§ Exercise task
Collect all lines from the listing that include the string "screenshot".

[Web page code records]
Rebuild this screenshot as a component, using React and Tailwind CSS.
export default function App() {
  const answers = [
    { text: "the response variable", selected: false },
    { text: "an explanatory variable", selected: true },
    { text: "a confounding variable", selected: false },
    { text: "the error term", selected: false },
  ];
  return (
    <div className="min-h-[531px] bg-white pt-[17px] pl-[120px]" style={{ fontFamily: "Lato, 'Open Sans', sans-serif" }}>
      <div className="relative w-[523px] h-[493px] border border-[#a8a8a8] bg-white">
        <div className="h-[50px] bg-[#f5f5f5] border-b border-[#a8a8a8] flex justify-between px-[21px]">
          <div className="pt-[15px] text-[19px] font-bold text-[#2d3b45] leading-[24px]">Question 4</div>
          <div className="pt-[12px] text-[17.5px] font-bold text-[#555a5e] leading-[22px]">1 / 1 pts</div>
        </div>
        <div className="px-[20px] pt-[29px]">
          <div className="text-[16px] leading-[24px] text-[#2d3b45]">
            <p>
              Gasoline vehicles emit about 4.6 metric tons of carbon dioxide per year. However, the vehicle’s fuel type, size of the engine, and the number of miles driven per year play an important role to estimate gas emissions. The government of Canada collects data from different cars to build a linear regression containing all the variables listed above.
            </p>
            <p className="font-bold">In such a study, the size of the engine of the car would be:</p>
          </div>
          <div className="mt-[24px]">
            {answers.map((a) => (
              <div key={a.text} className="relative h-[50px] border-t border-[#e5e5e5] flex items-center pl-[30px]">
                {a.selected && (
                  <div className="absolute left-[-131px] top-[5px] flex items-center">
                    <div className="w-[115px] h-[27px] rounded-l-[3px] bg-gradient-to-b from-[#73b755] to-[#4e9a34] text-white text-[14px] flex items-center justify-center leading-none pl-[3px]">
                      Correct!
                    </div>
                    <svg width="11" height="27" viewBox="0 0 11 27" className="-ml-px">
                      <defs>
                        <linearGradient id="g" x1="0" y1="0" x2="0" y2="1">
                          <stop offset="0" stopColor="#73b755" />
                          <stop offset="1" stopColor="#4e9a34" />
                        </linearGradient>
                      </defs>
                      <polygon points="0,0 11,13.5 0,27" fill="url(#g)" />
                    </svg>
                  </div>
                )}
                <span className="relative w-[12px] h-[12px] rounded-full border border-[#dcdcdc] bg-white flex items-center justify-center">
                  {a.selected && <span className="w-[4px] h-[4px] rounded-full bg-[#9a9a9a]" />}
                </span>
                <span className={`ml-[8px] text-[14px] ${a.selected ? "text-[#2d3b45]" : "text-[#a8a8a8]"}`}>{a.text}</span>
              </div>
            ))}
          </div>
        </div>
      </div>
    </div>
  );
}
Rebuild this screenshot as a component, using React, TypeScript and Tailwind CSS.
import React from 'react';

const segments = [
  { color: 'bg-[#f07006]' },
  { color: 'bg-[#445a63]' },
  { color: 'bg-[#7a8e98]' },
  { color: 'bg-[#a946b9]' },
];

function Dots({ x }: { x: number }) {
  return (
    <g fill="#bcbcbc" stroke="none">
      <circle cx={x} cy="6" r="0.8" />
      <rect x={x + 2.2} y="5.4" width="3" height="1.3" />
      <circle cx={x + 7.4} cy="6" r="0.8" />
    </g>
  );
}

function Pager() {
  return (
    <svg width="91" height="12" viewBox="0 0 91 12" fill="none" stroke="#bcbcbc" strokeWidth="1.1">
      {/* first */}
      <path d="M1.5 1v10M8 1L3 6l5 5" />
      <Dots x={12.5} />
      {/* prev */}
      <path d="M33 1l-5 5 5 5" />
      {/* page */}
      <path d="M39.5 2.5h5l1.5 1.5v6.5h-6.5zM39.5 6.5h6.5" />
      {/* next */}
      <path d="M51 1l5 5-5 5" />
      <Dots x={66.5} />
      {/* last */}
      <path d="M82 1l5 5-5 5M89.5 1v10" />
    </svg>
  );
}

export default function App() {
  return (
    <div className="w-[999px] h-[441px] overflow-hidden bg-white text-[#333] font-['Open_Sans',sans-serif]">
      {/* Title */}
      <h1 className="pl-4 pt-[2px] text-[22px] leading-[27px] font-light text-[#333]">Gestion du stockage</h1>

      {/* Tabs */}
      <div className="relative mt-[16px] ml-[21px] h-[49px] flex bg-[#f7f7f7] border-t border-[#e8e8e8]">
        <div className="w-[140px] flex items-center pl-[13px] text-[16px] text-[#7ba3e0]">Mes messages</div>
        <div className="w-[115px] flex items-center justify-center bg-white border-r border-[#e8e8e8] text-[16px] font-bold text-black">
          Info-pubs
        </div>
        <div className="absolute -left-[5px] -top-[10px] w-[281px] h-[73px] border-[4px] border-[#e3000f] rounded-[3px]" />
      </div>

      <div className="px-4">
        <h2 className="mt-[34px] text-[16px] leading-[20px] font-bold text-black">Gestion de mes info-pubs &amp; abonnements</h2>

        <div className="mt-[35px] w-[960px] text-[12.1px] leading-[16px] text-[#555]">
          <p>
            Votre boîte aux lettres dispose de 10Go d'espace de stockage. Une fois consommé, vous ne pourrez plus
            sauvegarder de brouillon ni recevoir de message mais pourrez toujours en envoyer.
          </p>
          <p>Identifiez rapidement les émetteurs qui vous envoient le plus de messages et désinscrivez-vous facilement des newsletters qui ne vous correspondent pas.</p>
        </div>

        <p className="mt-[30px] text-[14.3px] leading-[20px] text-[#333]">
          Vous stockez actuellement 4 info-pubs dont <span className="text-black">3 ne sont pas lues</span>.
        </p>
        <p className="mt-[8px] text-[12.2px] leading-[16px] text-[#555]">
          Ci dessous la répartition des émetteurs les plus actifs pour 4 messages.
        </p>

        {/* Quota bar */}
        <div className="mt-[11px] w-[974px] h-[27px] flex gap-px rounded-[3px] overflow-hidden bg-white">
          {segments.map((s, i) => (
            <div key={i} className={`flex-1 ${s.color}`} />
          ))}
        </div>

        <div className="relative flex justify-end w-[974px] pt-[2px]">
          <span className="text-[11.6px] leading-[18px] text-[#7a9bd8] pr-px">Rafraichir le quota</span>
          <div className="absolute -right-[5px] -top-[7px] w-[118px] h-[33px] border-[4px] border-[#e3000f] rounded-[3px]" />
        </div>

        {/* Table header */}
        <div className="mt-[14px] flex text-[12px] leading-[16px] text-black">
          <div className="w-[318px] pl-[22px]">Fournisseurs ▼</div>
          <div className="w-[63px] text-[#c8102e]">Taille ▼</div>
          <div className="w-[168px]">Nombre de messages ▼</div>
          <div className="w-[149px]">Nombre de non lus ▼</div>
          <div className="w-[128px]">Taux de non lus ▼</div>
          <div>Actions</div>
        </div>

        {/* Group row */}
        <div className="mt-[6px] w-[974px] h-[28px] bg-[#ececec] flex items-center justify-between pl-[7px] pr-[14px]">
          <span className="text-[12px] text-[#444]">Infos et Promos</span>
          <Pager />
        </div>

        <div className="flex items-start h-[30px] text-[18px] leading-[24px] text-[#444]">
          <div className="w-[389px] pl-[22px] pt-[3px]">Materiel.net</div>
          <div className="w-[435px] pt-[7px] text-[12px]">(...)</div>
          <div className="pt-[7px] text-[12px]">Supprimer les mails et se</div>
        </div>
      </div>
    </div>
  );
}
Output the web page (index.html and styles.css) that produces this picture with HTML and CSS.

§ Completed exercise
Rebuild this screenshot as a component, using React and Tailwind CSS.
Rebuild this screenshot as a component, using React, TypeScript and Tailwind CSS.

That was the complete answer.